Değişim kendiliğinden oluşan bir eylem değildir; aksine, değişimi gerçekleştirmek isteyen bireyin çabasını ve iradesini yansıtır.
Albert Einstein’ın “Zekanın bir ölçütü de değişme becerisidir.” ifadesi, zekanın sabit bir kapasite değil, dinamik ve uyum sağlayabilen bir yetenek olduğunu vurgular. Bu süreç, bireyin çevresel ve toplumsal koşullara uyum sağlayabilme becerisi ile doğrudan ilişkilidir.
Değişim, bireyin aktif katılımını ve isteğini gerektirir.

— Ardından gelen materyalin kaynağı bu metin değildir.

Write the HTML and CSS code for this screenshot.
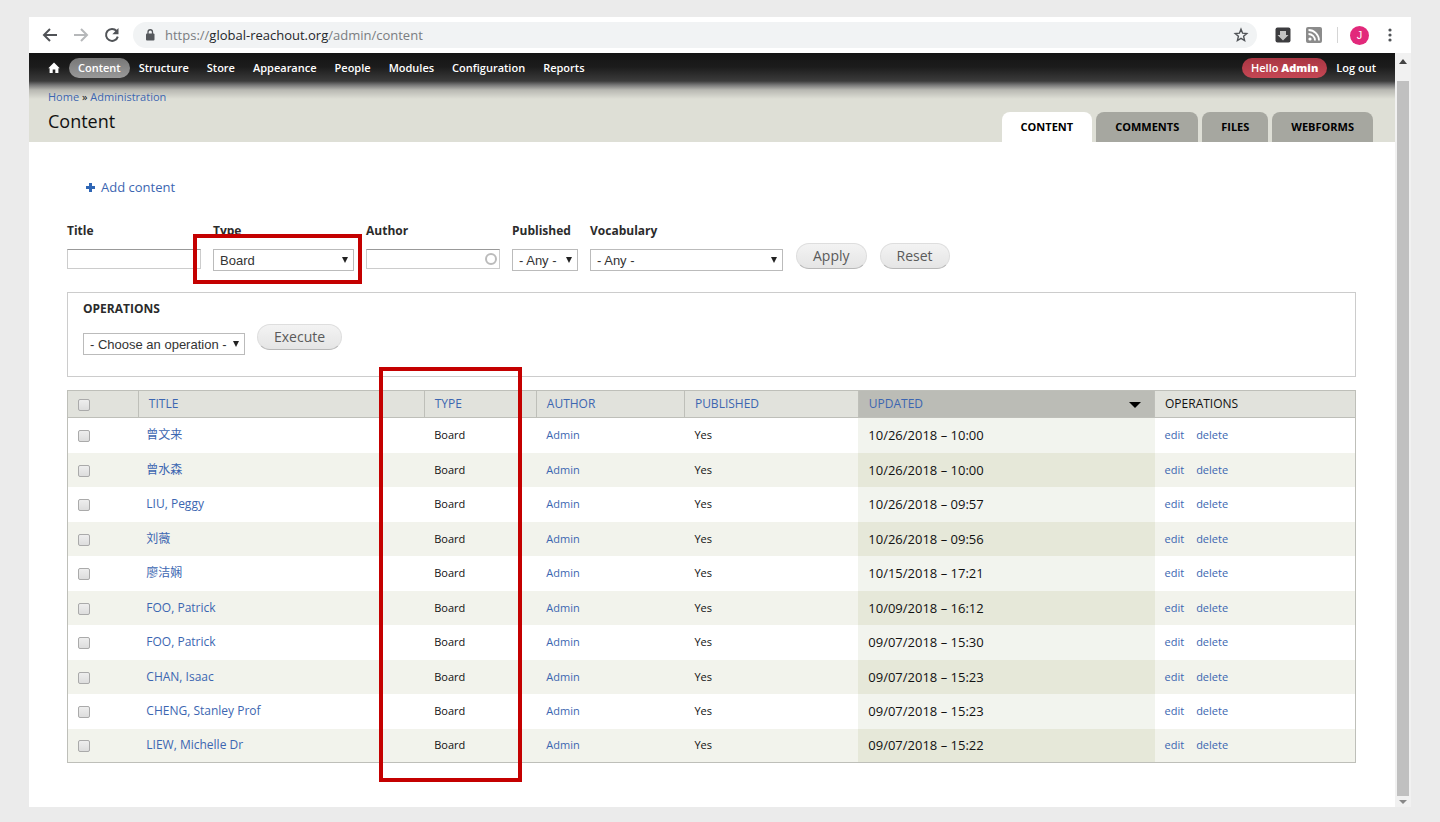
FILE: index.html
```html
<!DOCTYPE html>
<html lang="en">
<head>
<meta charset="utf-8">
<meta name="viewport" content="width=device-width, initial-scale=1">
<title>Content</title>
<link rel="stylesheet" href="styles.css">
</head>
<body>
<div class="window">
  <div class="chrome">
    <button class="chrome-btn" aria-label="Back"><svg width="16" height="16" viewBox="0 0 16 16"><path d="M15 8H2M8 2L2 8l6 6" fill="none" stroke="#505357" stroke-width="2"/></svg></button>
    <button class="chrome-btn" aria-label="Forward"><svg width="16" height="16" viewBox="0 0 16 16"><path d="M1 8h13M8 2l6 6-6 6" fill="none" stroke="#b6b8ba" stroke-width="2"/></svg></button>
    <button class="chrome-btn" aria-label="Reload"><svg width="16" height="16" viewBox="0 0 16 16"><path d="M12.6 4A6 6 0 1 0 13.8 9.600" fill="none" stroke="#505357" stroke-width="2"/><path d="M14.500 1v6.200H8.300z" fill="#505357"/></svg></button>
    <div class="omnibox">
      <svg width="10" height="12" viewBox="0 0 10 12"><rect x="1" y="4.500" width="8.500" height="7" rx="1" fill="#55585c"/><path d="M3 5V3a2.250 2.250 0 0 1 4.500 0v2" fill="none" stroke="#55585c" stroke-width="1.300"/></svg>
      <span class="url">https://<span class="host">global-reachout.org</span>/admin/content</span>
      <button class="chrome-btn star" aria-label="Bookmark"><svg width="16" height="16" viewBox="0 0 16 16"><path d="M8 2.200l1.600 4 4.200.300-3.200 2.800 1 4.200L8 11.300l-3.600 2.200 1-4.200-3.200-2.800L6.400 6.200z" fill="none" stroke="#505357" stroke-width="1.400"/></svg></button>
    </div>
    <div class="extensions">
      <button class="chrome-btn" aria-label="Downloader"><svg width="16" height="16" viewBox="0 0 16 16"><rect x="0.500" y="0.500" width="15" height="15" rx="2" fill="#3c3c3f"/><path d="M5 4h6v4h2.500L8 13.500 2.500 8H5z" fill="#c4c4c4"/></svg></button>
      <button class="chrome-btn" aria-label="Feeds"><svg width="16" height="16" viewBox="0 0 16 16"><rect width="16" height="16" rx="2" fill="#8b8b8b"/><circle cx="4" cy="12" r="1.600" fill="#fff"/><path d="M2.500 7a6.500 6.500 0 0 1 6.500 6.500M2.500 3A10.500 10.500 0 0 1 13 13.500" fill="none" stroke="#fff" stroke-width="1.800"/></svg></button>
      <span class="divider"></span>
      <button class="avatar" aria-label="Profile">J</button>
      <button class="chrome-btn" aria-label="Menu"><svg width="16" height="16" viewBox="0 0 16 16" fill="#505357"><circle cx="8" cy="3" r="1.600"/><circle cx="8" cy="8" r="1.600"/><circle cx="8" cy="13" r="1.600"/></svg></button>
    </div>
  </div>

  <div class="viewport">
    <div class="page">
      <header class="page-header">
        <nav class="admin-bar">
          <a class="home" href="#" aria-label="Home"><svg width="12" height="12" viewBox="0 0 12 12"><path d="M6 .5L11.700 6.300H10.400V11H7.300V7.500H4.700V11H1.600V6.300H.3z" fill="#fff"/></svg></a>
          <a class="pill active" href="#">Content</a>
          <a class="pill" href="#">Structure</a>
          <a class="pill" href="#">Store</a>
          <a class="pill" href="#">Appearance</a>
          <a class="pill" href="#">People</a>
          <a class="pill" href="#">Modules</a>
          <a class="pill" href="#">Configuration</a>
          <a class="pill" href="#">Reports</a>
          <a class="pill user" href="#">Hello <strong>Admin</strong></a>
          <a class="pill" href="#">Log out</a>
        </nav>
        <div class="branding">
          <div class="heading">
            <div class="breadcrumb"><a href="#">Home</a> » <a href="#">Administration</a></div>
            <h1>Content</h1>
          </div>
          <nav class="tabs">
            <a class="tab current" href="#">CONTENT</a>
            <a class="tab" href="#">COMMENTS</a>
            <a class="tab" href="#">FILES</a>
            <a class="tab" href="#">WEBFORMS</a>
          </nav>
        </div>
      </header>

      <main class="content">
        <a class="add-link" href="#"><svg width="9" height="9" viewBox="0 0 9 9"><path d="M4.500 0v9M0 4.500h9" stroke="#2f66b5" stroke-width="3"/></svg>Add content</a>

        <form class="filters">
          <div class="field text-field">
            <label for="title">Title</label>
            <input class="text" id="title" type="text">
          </div>
          <div class="field type-field">
            <label for="type">Type</label>
            <span class="select"><select id="type"><option>Board</option></select></span>
            <span class="highlight"></span>
          </div>
          <div class="field text-field">
            <label for="author">Author</label>
            <span class="lookup"><input class="text" id="author" type="text"></span>
          </div>
          <div class="field published-field">
            <label for="published">Published</label>
            <span class="select"><select id="published"><option>- Any -</option></select></span>
          </div>
          <div class="field vocabulary-field">
            <label for="vocabulary">Vocabulary</label>
            <span class="select"><select id="vocabulary"><option>- Any -</option></select></span>
          </div>
          <div class="buttons">
            <button class="button" type="button">Apply</button>
            <button class="button" type="button">Reset</button>
          </div>
        </form>

        <section class="operations">
          <label for="operation">OPERATIONS</label>
          <div class="operation-row">
            <span class="select"><select id="operation"><option>- Choose an operation -</option></select></span>
            <button class="button" type="button">Execute</button>
          </div>
        </section>

        <div class="table-wrap">
          <table>
            <colgroup><col class="c-check"><col class="c-title"><col class="c-type"><col class="c-author"><col class="c-published"><col class="c-updated"><col class="c-ops"></colgroup>
            <thead>
              <tr><th><input type="checkbox" aria-label="Select all"></th><th><a href="#">TITLE</a></th><th><a href="#">TYPE</a></th><th><a href="#">AUTHOR</a></th><th><a href="#">PUBLISHED</a></th><th class="sorted"><a href="#">UPDATED</a></th><th>OPERATIONS</th></tr>
            </thead>
            <tbody>
              <tr><td><input type="checkbox" aria-label="Select row 1"></td><td class="name"><a href="#" lang="zh">曾文来</a></td><td>Board</td><td><a href="#">Admin</a></td><td>Yes</td><td class="date">10/26/2018 – 10:00</td><td><a class="edit" href="#">edit</a><a href="#">delete</a></td></tr>
              <tr><td><input type="checkbox" aria-label="Select row 2"></td><td class="name"><a href="#" lang="zh">曾水森</a></td><td>Board</td><td><a href="#">Admin</a></td><td>Yes</td><td class="date">10/26/2018 – 10:00</td><td><a class="edit" href="#">edit</a><a href="#">delete</a></td></tr>
              <tr><td><input type="checkbox" aria-label="Select row 3"></td><td class="name"><a href="#">LIU, Peggy</a></td><td>Board</td><td><a href="#">Admin</a></td><td>Yes</td><td class="date">10/26/2018 – 09:57</td><td><a class="edit" href="#">edit</a><a href="#">delete</a></td></tr>
              <tr><td><input type="checkbox" aria-label="Select row 4"></td><td class="name"><a href="#" lang="zh">刘薇</a></td><td>Board</td><td><a href="#">Admin</a></td><td>Yes</td><td class="date">10/26/2018 – 09:56</td><td><a class="edit" href="#">edit</a><a href="#">delete</a></td></tr>
              <tr><td><input type="checkbox" aria-label="Select row 5"></td><td class="name"><a href="#" lang="zh">廖洁娴</a></td><td>Board</td><td><a href="#">Admin</a></td><td>Yes</td><td class="date">10/15/2018 – 17:21</td><td><a class="edit" href="#">edit</a><a href="#">delete</a></td></tr>
              <tr><td><input type="checkbox" aria-label="Select row 6"></td><td class="name"><a href="#">FOO, Patrick</a></td><td>Board</td><td><a href="#">Admin</a></td><td>Yes</td><td class="date">10/09/2018 – 16:12</td><td><a class="edit" href="#">edit</a><a href="#">delete</a></td></tr>
              <tr><td><input type="checkbox" aria-label="Select row 7"></td><td class="name"><a href="#">FOO, Patrick</a></td><td>Board</td><td><a href="#">Admin</a></td><td>Yes</td><td class="date">09/07/2018 – 15:30</td><td><a class="edit" href="#">edit</a><a href="#">delete</a></td></tr>
              <tr><td><input type="checkbox" aria-label="Select row 8"></td><td class="name"><a href="#">CHAN, Isaac</a></td><td>Board</td><td><a href="#">Admin</a></td><td>Yes</td><td class="date">09/07/2018 – 15:23</td><td><a class="edit" href="#">edit</a><a href="#">delete</a></td></tr>
              <tr><td><input type="checkbox" aria-label="Select row 9"></td><td class="name"><a href="#">CHENG, Stanley Prof</a></td><td>Board</td><td><a href="#">Admin</a></td><td>Yes</td><td class="date">09/07/2018 – 15:23</td><td><a class="edit" href="#">edit</a><a href="#">delete</a></td></tr>
              <tr><td><input type="checkbox" aria-label="Select row 10"></td><td class="name"><a href="#">LIEW, Michelle Dr</a></td><td>Board</td><td><a href="#">Admin</a></td><td>Yes</td><td class="date">09/07/2018 – 15:22</td><td><a class="edit" href="#">edit</a><a href="#">delete</a></td></tr>
            </tbody>
          </table>
          <span class="highlight"></span>
        </div>
      </main>
    </div>
    <div class="scrollbar">
      <span class="arrow-up"></span>
      <span class="thumb"></span>
      <span class="arrow-down"></span>
    </div>
  </div>
</div>
</body>
</html>
```

FILE: styles.css
```css
* { box-sizing: border-box; }

body {
  margin: 0;
  padding: 17px 29px 16px;
  background: #ebebeb;
  color: #111;
  font-family: "Open Sans", "Noto Sans CJK SC", sans-serif;
  font-size: 12px;
  line-height: 16px;
}

a { color: #3c66b1; text-decoration: none; }
button { font-family: inherit; cursor: pointer; }
svg { display: block; flex: none; }

/* Browser toolbar */
.chrome {
  display: flex;
  align-items: center;
  gap: 15px;
  height: 36px;
  padding: 0 13px;
  background: #fff;
}
.chrome-btn { padding: 0; border: 0; background: none; }
.omnibox {
  display: flex;
  flex: 1;
  align-items: center;
  gap: 10px;
  height: 26px;
  margin: 0 3px 0 -2px;
  padding: 0 8px 0 12px;
  border-radius: 13px;
  background: #f1f3f4;
}
.url { color: #7a7d81; font-size: 13px; }
.host { color: #25272b; }
.star { margin-left: auto; }
.extensions { display: flex; align-items: center; gap: 15px; }
.divider { width: 1px; height: 16px; background: #d5d5d5; }
.avatar {
  width: 19px;
  height: 19px;
  margin: 0 -2px 0 -3px;
  padding: 0;
  border: 0;
  border-radius: 50%;
  background: #e2297b;
  color: #fff;
  font-family: "Liberation Sans", sans-serif;
  font-size: 11px;
  line-height: 19px;
}

/* Viewport and scrollbar */
.viewport { display: flex; }
.page { flex: 1; min-width: 0; background: #fff; }
.scrollbar {
  display: flex;
  flex-direction: column;
  align-items: center;
  width: 16px;
  background: #f1f1f1;
}
.arrow-up, .arrow-down { border: 4px solid transparent; }
.arrow-up { margin: 3px 0 17px; border-width: 3px 4px 5px; border-bottom-color: #444; }
.arrow-down { margin-top: 4px; border-top-color: #888; border-bottom-width: 3px; }
.thumb { flex: 1; width: 12px; background: #c0c0c0; }

/* Header */
.page-header {
  background: linear-gradient(#141414 0, #1c1c1c 14px, #3b3b3b 28px, #777 32px, #b8b8b2 37px, #dedfd6 46px);
}
.admin-bar {
  display: flex;
  align-items: center;
  height: 30px;
  padding: 0 10px 0 19px;
}
.home { margin-right: 9px; }
.pill {
  padding: 2px 9px;
  border-radius: 10px;
  color: #fff;
  font-size: 11px;
  font-weight: 600;
  line-height: 16px;
}
.pill.active { background: linear-gradient(#777, #999); }
.pill.user { margin-left: auto; background: linear-gradient(#a93643, #c54754); }
.branding {
  display: flex;
  align-items: flex-end;
  justify-content: space-between;
  padding: 6px 22px 0 19px;
}
.heading { padding-bottom: 9px; }
.breadcrumb { font-size: 11px; line-height: 16px; }
h1 { margin: 5px 0 0; font-size: 18px; font-weight: 400; line-height: 23px; }
.tabs { display: flex; gap: 4px; }
.tab {
  padding: 7px 19px;
  border-radius: 8px 8px 0 0;
  background: #a6a7a0;
  color: #000;
  font-size: 11px;
  font-weight: 700;
}
.tab.current { background: #fff; }

/* Content */
.content { padding: 36px 39px 44px 38px; }
.add-link {
  display: flex;
  align-items: center;
  gap: 6px;
  margin: 0 0 27px 19px;
  font-size: 13px;
  line-height: 18px;
}
label { color: #2b2b2b; font-weight: 700; }
.filters { display: flex; align-items: flex-start; gap: 12px; }
.field { position: relative; display: flex; flex-direction: column; gap: 10px; }
.text-field { width: 134px; }
.type-field { width: 141px; }
.published-field { width: 66px; white-space: nowrap; }
.vocabulary-field { width: 193px; }
.text {
  display: block;
  width: 100%;
  height: 20px;
  border: 1px solid #ccc;
  border-top-color: #999;
  background: #fff;
}
.lookup { position: relative; }
.lookup::after {
  content: "";
  position: absolute;
  top: 4px;
  right: 3px;
  width: 8px;
  height: 8px;
  border: 2px solid #bbb;
  border-radius: 50%;
}
.select { position: relative; display: block; }
.select select {
  display: block;
  width: 100%;
  height: 22px;
  padding: 0 6px;
  border: 1px solid #bbb;
  border-radius: 0;
  background: #fff;
  color: #333;
  appearance: none;
  font-family: "Liberation Sans", sans-serif;
  font-size: 13px;
}
.select::after {
  content: "";
  position: absolute;
  top: 8px;
  right: 6px;
  border: 3px solid transparent;
  border-top: 6px solid #222;
  border-bottom: 0;
}
.buttons { display: flex; gap: 13px; padding: 20px 0 0 1px; }
.button {
  height: 26px;
  padding: 0 16px;
  border: 1px solid #dedede;
  border-bottom-color: #b8b8b8;
  border-radius: 13px;
  background: linear-gradient(#f3f3f3, #e5e5e5);
  color: #5a5a5a;
  font-size: 14px;
  line-height: 22px;
}
.operations {
  margin-top: 21px;
  padding: 8px 15px 26px;
  border: 1px solid #ccc;
}
.operation-row { display: flex; align-items: flex-end; gap: 12px; padding-top: 7px; }
.operation-row .select { width: 162px; margin-bottom: -5px; }

/* Table */
.table-wrap { position: relative; margin-top: 13px; }
table {
  width: 100%;
  border: 1px solid #bebfb9;
  border-collapse: collapse;
  table-layout: fixed;
  font-size: 11px;
}
.c-check { width: 5.5%; }
.c-title { width: 22.2%; }
.c-type { width: 8.7%; }
.c-author { width: 11.5%; }
.c-published { width: 13.5%; }
.c-updated { width: 23%; }
th {
  height: 27px;
  padding: 0 10px;
  border: 1px solid #bebfb9;
  background: #e1e2dc;
  font-size: 12px;
  font-weight: 400;
  text-align: left;
}
th.sorted { position: relative; background: #bbbcb6; }
th.sorted::after {
  content: "";
  position: absolute;
  top: 11px;
  right: 13px;
  border: 6px solid transparent;
  border-top-color: #000;
  border-bottom: 0;
}
td { height: 35px; padding: 0 10px; }
tr:nth-child(even) td { height: 34px; background: #f2f3ec; }
td.name { padding-left: 8px; font-size: 12px; }
td.date, tr:nth-child(even) td.date { font-size: 13px; }
td.date { background: #f2f4ee; }
tr:nth-child(even) td.date { background: #e6e8d9; }
.edit { margin-right: 12px; }
input[type="checkbox"] {
  display: block;
  width: 12px;
  height: 12px;
  margin: 2px 0 0;
  border: 1px solid #aaa;
  border-radius: 2px;
  background: linear-gradient(#eee, #ddd);
  appearance: none;
}

/* Callout frames */
.highlight { position: absolute; border: 4px solid #c40000; pointer-events: none; }
.field .highlight { top: 11px; right: -8px; left: -20px; height: 50px; }
.table-wrap .highlight { top: -23px; bottom: -19px; left: 24.2%; width: 11.1%; }
```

Ancak bu çaba, bilgi birikiminin ötesine geçer; bilgiyi yeni durumlar ve koşullar çerçevesinde uygulayabilme yeteneğini de içerir.
Özellikle günümüzün hızla değişen dünyasında, bu yetenek hayati bir önem taşır. Esnek düşünme ve yeniliklere açık olma, hem bireysel hem de toplumsal gelişim için kritik önemdedir.
Zeka, yalnızca öğrenme kapasitesiyle sınırlı kalmaz; aynı zamanda bu öğrenmeyi yeni koşullara adapte edebilme yeteneğiyle de değerlendirilir.
Bu nedenle, hem kişisel hem de profesyonel yaşamda başarılı olmanın yolu, değişime ve öğrenmeye açık bir zihin yapısından geçer. Değişim kaçınılmazdır ve bu değişime nasıl yanıt verdiğimiz, zekamızın en belirgin yansımasıdır. Bu çerçevede, sürekli öğrenme ve yenilikleri kucaklama, bireyleri hem daha zeki hem de daha başarılı kılacaktır.